THE Bureau of Fisheries and Aquatic Resources (BFAR) in Western Visayas is now 30 percent complete in its implementation of fish landing center projects in the region, including Negros Occidental, its top official said.
Remia Aparri, regional director of BFA-Western Visayas, said of the 81 targeted units in the region, 24 were already established.
She said the project implementation started in 2015, and the agency targets 100 percent completion next year.
“Construction of the remaining fish landing centers are also up for completion,” Aparri said.
The BFAR official said the Community Fish Landing Centers (CFLCs) will reduce the post-harvest cost of fisherfolk.
It will also result to economic growth in the community as more trading activities will take place, Aparri further said.
In Negros Occidental, 10 fish landing centers will be established.
Of which, three were already completed in the cities of Sipalay, Cadiz, and Victorias.
These facilities, turned over to the local governments earlier this year, are now operational.
The BFAR-Negros Occidental had earlier said the agency has allocated about P14 million for the construction of five CFLCs in the province this year.
The cities of San Carlos, Escalante, Sagay and Himamaylan, and municipality of Pontevedra will each receive P2.8 million for the construction of their respective facilities.
In 2016, BFAR also allotted about P11.2 million for the establishment of the facilities in the cities of Sipalay and Victorias, and towns of Toboso and E.B. Magalona.
In 2015, Cadiz City was the first local government unit in Negros Occidental identified as recipient of the program.
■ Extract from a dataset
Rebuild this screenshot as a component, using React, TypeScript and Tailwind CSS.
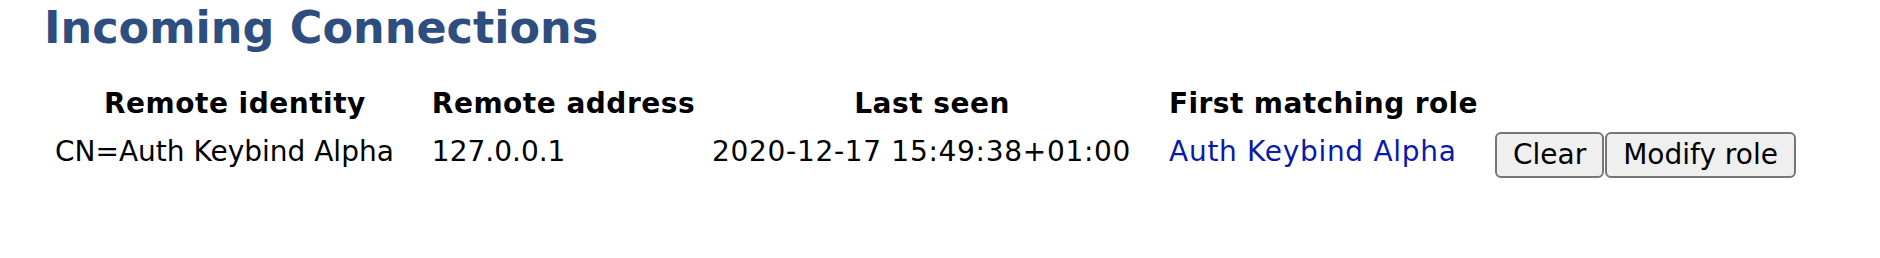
import React from 'react'

const rows = [
  {
    identity: 'CN=Auth Keybind Alpha',
    address: '127.0.0.1',
    lastSeen: '2020-12-17 15:49:38+01:00',
    role: 'Auth Keybind Alpha',
  },
]

const App = () => {
  return (
    <div className="w-[1880px] h-[258px] bg-white pl-[42px] pt-[2px] font-['DejaVu_Sans',Verdana,sans-serif] text-[28px] leading-[33px] text-black">
      <h1 className="text-[44.5px] leading-[51px] font-bold text-[#2d4e7e] mb-[31px] pl-[2px]">Incoming Connections</h1>

      <table className="border-separate border-spacing-[3.5px] ml-[3px]">
        <thead>
          <tr>
            <th className="px-[7px] py-0 font-bold text-center tracking-[0.5px]">Remote identity</th>
            <th className="px-[7px] py-0 font-bold text-center tracking-[0.5px]">Remote address</th>
            <th className="px-[7px] py-0 font-bold text-center tracking-[0.5px]">Last seen</th>
            <th className="px-[7px] py-0 font-bold text-center tracking-[0.4px]">First matching role</th>
            <th className="px-[7px] py-0"></th>
          </tr>
        </thead>
        <tbody>
          {rows.map((r) => (
            <tr key={r.identity}>
              <td className="pl-[7px] pr-[28px] py-[1.5px] align-middle">{r.identity}</td>
              <td className="pl-[7px] pr-[28px] py-[1.5px] align-middle">{r.address}</td>
              <td className="pl-[7px] pr-[28px] py-[1.5px] align-middle tracking-[0.7px]">{r.lastSeen}</td>
              <td className="pl-[7px] pr-[28px] py-[1.5px] align-middle">
                <a className="text-[#0a1aa8] cursor-pointer tracking-[0.7px]">{r.role}</a>
              </td>
              <td className="pl-[7px] pr-[28px] py-[1.5px] align-middle">
                <div className="flex gap-[1px] pt-[7px]">
                  <button className="bg-[#efefef] border-2 border-[#767676] rounded-[6px] px-[16px] py-[4.5px] leading-[33px] text-black">
                    Clear
                  </button>
                  <button className="bg-[#efefef] border-2 border-[#767676] rounded-[6px] px-[16px] py-[4.5px] leading-[33px] text-black">
                    Modify role
                  </button>
                </div>
              </td>
            </tr>
          ))}
        </tbody>
      </table>
    </div>
  )
}

export default App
Each of the two-storey landing center will cost P3 million.
The BFAR will shoulder the P2.8 million for the infrastructure while the remaining P200,000 will come from the National Anti-Poverty Commission for social preparations, including training and organizational operation.
The establishment of CFLCs is also aimed at bringing together the harvest of fisherfolk of every recipient-locality in one accessible terminal or “bagsakan.”
BFAR Western Visayas Assistant Regional Director Carlito Delfin had earlier said these landing centers are seen to strengthen local fisherfolk communities by serving as trading posts that would link fishermen to sure markets.
Aside from small fishermen, recipient-cities and municipalities will also benefit from the revenues generated through the fish landing centers, Delfin said.
After the construction, BFAR will enter into a memorandum of agreement with the city and municipal governments which will take over the operations and maintenance of the facility, he added.